The Reserve Bank's exemption of new home building from low-equity mortgage limits, just two months after they were introduced, shows the central bank isn't immune to lobbying and highlights the limitations of such policies, says the NZ Institute of Economic Research.

The bank today amended its loan-to-value ratio speed limit policy, designed to limit the risk to the nation's financial stability from rising house prices, after lobbying by groups such as the Registered Master Builders Federation, which has argued that it had resulted in rising cancelled orders and a drop-off in inquiries.

Reserve Bank spokesman Mike Hannah said such groups had only flagged their concerns since the policy was introduced on Oct. 1 and hadn't raised it as a major issue in the first round of consultation. The exemption retro-actively applies from Oct. 1. NZIER principal economist Shamubeel Eaqub says overseas experience shows LVR-type policies require on-going "tinkering."

"Once LVR rules are started they are tinkered with incessantly" as regulators "manage all the workarounds that people put in place," Eaqub said. "It further impinges on the (Reserve Bank's) shield of independence."

Unlike a general interest rate increase, high LVR loan restrictions "are almost like a policy of exclusion", and make it harder for the central bank to maintain the appearance of independence and avoid the realm of politics, he said.

The LVR policy was meant to target people "taking on too much debt against property that is overvalued," he said. "By exempting new builds, does it reduce the risk or increase the risk?"

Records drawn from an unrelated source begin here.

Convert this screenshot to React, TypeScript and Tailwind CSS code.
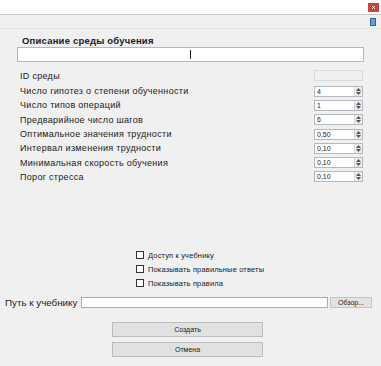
import React from "react";

const rows: { label: string; value: string }[] = [
  { label: "Число гипотез о степени обученности", value: "4" },
  { label: "Число типов операций", value: "1" },
  { label: "Предварийное число шагов", value: "6" },
  { label: "Оптимальное значения трудности", value: "0,50" },
  { label: "Интервал изменения трудности", value: "0,10" },
  { label: "Минимальная скорость обучения", value: "0,10" },
  { label: "Порог стресса", value: "0,10" },
];

const checks = ["Доступ к учебнику", "Показывать правильные ответы", "Показывать правила"];

function SpinBox({ value }: { value: string }) {
  return (
    <div className="flex h-[11px] w-[49px] border border-[#b5b8bf] bg-white">
      <div className="flex-1 pl-[2px] text-[7px] leading-[9px] text-[#222]">{value}</div>
      <div className="flex w-[8px] flex-col items-center justify-center gap-[1px] border-l border-[#d4d4d4] bg-[#ececec]">
        <svg width="5" height="3" viewBox="0 0 5 3">
          <path d="M0 3 L2.5 0 L5 3 Z" fill="#555" />
        </svg>
        <svg width="5" height="3" viewBox="0 0 5 3">
          <path d="M0 0 L2.5 3 L5 0 Z" fill="#555" />
        </svg>
      </div>
    </div>
  );
}

export default function App() {
  return (
    <div
      className="flex h-[366px] w-[381px] flex-col overflow-hidden bg-[#f0f0f0] text-[#1a1a1a]"
      style={{ fontFamily: '"Liberation Sans", Arial, sans-serif' }}
    >
      <div className="flex h-[15px] shrink-0 justify-end border-b border-[#c9c9c9] bg-white">
        <div className="mr-[2px] mt-[3px] flex h-[9px] w-[11px] items-center justify-center bg-[#c9453e]">
          <svg width="3" height="3" viewBox="0 0 3 3">
            <path d="M0 0 L3 3 M3 0 L0 3" stroke="#fff" strokeWidth="0.8" />
          </svg>
        </div>
      </div>
      <div className="flex h-[14px] shrink-0 justify-end border-b border-[#e4e4e4]">
        <div className="mr-[5px] mt-[3px] h-[8px] w-[6px] border border-[#2f5f9e] bg-[#6f9ddb]" />
      </div>

      <div className="ml-[22px] mt-[7px] text-[9.5px] font-bold leading-[10px] tracking-[0.2px]">
        Описание среды обучения
      </div>
      <div className="relative ml-[17px] mt-[1px] h-[15px] w-[347px] border border-[#9dbbdc] bg-white">
        <div className="absolute left-[172px] top-[2px] h-[9px] w-px bg-[#222]" />
      </div>

      <div className="ml-[17px] mt-[8px] flex h-[11px] w-[346px] items-center justify-between">
        <span className="pl-[3px] text-[9px] leading-[10px] tracking-[0.3px]">ID среды</span>
        <div className="h-[11px] w-[49px] border border-[#dadada] bg-[#f0f0f0]" />
      </div>

      <div className="ml-[17px] mt-[3px] flex w-[346px] flex-col">
        {rows.map((r, i) => (
          <div key={i} className="flex h-[14.3px] items-center justify-between">
            <span className="pl-[3px] text-[9px] leading-[10px] tracking-[0.3px]">{r.label}</span>
            <SpinBox value={r.value} />
          </div>
        ))}
      </div>

      <div className="ml-[136px] mt-[64px] flex flex-col">
        {checks.map((c) => (
          <div key={c} className="flex h-[14px] items-center gap-[4px]">
            <div className="h-[8px] w-[8px] border border-[#333] bg-white" />
            <span className="text-[7.5px] leading-[9px] tracking-[0.15px]">{c}</span>
          </div>
        ))}
      </div>

      <div className="ml-[5px] mt-[6px] flex h-[12px] items-center">
        <span className="w-[76px] text-[9.8px] leading-[11px]">Путь к учебнику</span>
        <div className="h-[11px] w-[247px] border border-[#a9abb0] bg-white" />
        <button className="ml-[2px] flex h-[11px] w-[42px] items-center justify-center border border-[#c4c4c4] bg-[#e3e3e3] text-[7px] leading-[9px]">
          Обзор...
        </button>
      </div>

      <button className="ml-[112px] mt-[14px] flex h-[15px] w-[151px] items-center justify-center border border-[#bdbdbd] bg-[#e1e1e1] text-[7px] leading-[9px]">
        Создать
      </button>
      <button className="ml-[112px] mt-[5px] flex h-[15px] w-[151px] items-center justify-center border border-[#bdbdbd] bg-[#e1e1e1] text-[7px] leading-[9px]">
        Отмена
      </button>
    </div>
  );
}
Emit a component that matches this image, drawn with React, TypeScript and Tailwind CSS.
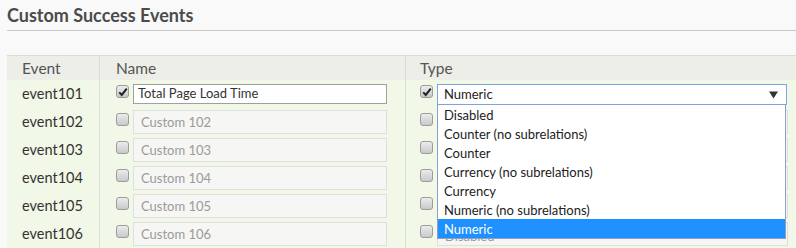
import { useState } from "react";

const rows = [101, 102, 103, 104, 105, 106];

const typeOptions = [
  "Disabled",
  "Counter (no subrelations)",
  "Counter",
  "Currency (no subrelations)",
  "Currency",
  "Numeric (no subrelations)",
  "Numeric",
];

function Checkbox({ checked }: { checked?: boolean }) {
  return (
    <span className="mt-px flex h-[13px] w-[13px] shrink-0 items-center justify-center rounded-[3px] border border-[#9c9c9c] bg-gradient-to-b from-[#ececec] to-[#c9c9c9]">
      {checked && (
        <svg viewBox="0 0 12 12" className="h-[10px] w-[10px]">
          <path d="M1.5 6.5 L4.5 9.5 L10.5 2" fill="none" stroke="#222" strokeWidth="2.4" />
        </svg>
      )}
    </span>
  );
}

export default function App() {
  const [selected] = useState("Numeric");

  return (
    <div className="min-h-[248px] bg-[#f9f9f9] pt-[5px] pl-[7px] font-['Lato',sans-serif] text-[#333]">
      <h1 className="border-b border-[#c8c8c8] pb-[4px] text-[18px] font-bold leading-[21px] text-[#4b4b4b]">
        Custom Success Events
      </h1>

      <div className="mt-[24px] border-t border-[#dcdcdc]">
        <div className="grid grid-cols-[92px_306px_1fr] bg-[#eeeee9] text-[15.5px] leading-[24px] text-[#555]">
          <div className="pl-[15px]">Event</div>
          <div className="border-l border-[#dadad5] pl-[16px]">Name</div>
          <div className="border-l border-[#dadad5] pl-[14px]">Type</div>
        </div>

        {rows.map((n, i) => (
          <div
            key={n}
            className="grid h-[28px] grid-cols-[92px_306px_1fr] bg-[#f2f8e7] text-[14.5px]"
          >
            <div className="flex items-center pl-[15px] leading-[28px]">event{n}</div>
            <div className="flex items-start gap-[4px] border-l border-[#dcdfd5] pt-[4px] pl-[16px]">
              <Checkbox checked={i === 0} />
              {i === 0 ? (
                <div className="flex h-[20px] w-[254px] items-center border border-[#a0a0a0] bg-white pl-[4px] text-[13px]">
                  Total Page Load Time
                </div>
              ) : (
                <div className="-mt-[2px] flex h-[24px] w-[254px] items-center border border-[#dedede] bg-[#f6f6f4] pl-[7px] pt-px text-[13px] text-[#9a9a9a]">
                  Custom {n}
                </div>
              )}
            </div>
            <div className="relative flex items-start gap-[4px] border-l border-[#dcdfd5] pt-[4px] pl-[14px]">
              <Checkbox checked={i === 0} />
              {i === 0 ? (
                <div className="relative z-10 w-[350px]">
                  <div className="flex h-[21px] items-center justify-between border border-[#7ea3e3] bg-white pr-[8px] pl-[6px] pt-px text-[13px] text-[#222]">
                    <span>{selected}</span>
                    <svg viewBox="0 0 10 8" className="h-[8px] w-[9px]">
                      <path d="M0 0 H10 L5 8 Z" fill="#333" />
                    </svg>
                  </div>
                  <ul className="absolute top-[21px] left-0 w-[349px] border border-t-0 border-[#8aa0c8] bg-white text-[13px] text-[#222]">
                    {typeOptions.map((opt) => (
                      <li
                        key={opt}
                        className={
                          opt === selected
                            ? "h-[19px] bg-[#1e90ff] pt-[2px] pl-[6px] leading-[17px] text-white"
                            : "h-[19px] pt-[2px] pl-[6px] leading-[17px]"
                        }
                      >
                        {opt}
                      </li>
                    ))}
                  </ul>
                </div>
              ) : (
                <div className="-mt-[2px] flex h-[24px] w-[351px] items-center border border-[#dedede] bg-[#f6f6f4] pl-[7px] pt-[5px] text-[13px] text-[#9a9a9a]">
                  {n === 106 ? "Disabled" : ""}
                </div>
              )}
            </div>
          </div>
        ))}
      </div>
    </div>
  );
}
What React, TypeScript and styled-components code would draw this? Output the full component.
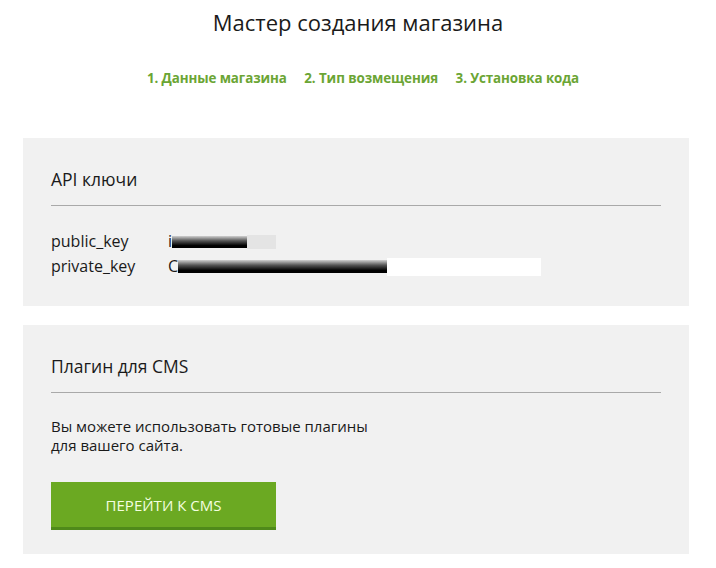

In October, governor Graeme Wheeler told Radio New Zealand that he didn't see a strong case for exempting new builds, a move that Finance Minister Bill English had suggested. The government is eager to kick-start residential construction in Auckland by creating a fast-track approval process and special housing zones.

Hannah said the central bank was required to consult the government under its macro-prudential memo but that it was clear under the memorandum of understanding that the bank implements policy independently. He confirmed the central bank had met with the Master Builders.

The exemption only applies to houses yet to be built, not those that are newly built. The bank said exempting low deposit lending on spec houses "would run a higher risk of generating distortions in the housing market, in the form of over-building or raising prices."

Deputy governor Grant Spencer said while high LVR construction lending only amounted to 1 percent of total home lending, it financed about 12 percent of residential building activity.

"This exemption will help to support the supply of new housing and, in doing so, reduce some of the pressure arising from excess demand in the New Zealand housing market," Spencer said.

Last month the Reserve Bank said it was too early to draw conclusions on the impact of its LVR restrictions although early indications were that they had tweaked lenders' behaviour.

Labour Party housing spokesman Phil Twyford said that Registered Master Builders Federation had argued that "lending limits were putting thousands of new builds at risk" and that "blew a hole in the government's policy of trying to increase housing supply."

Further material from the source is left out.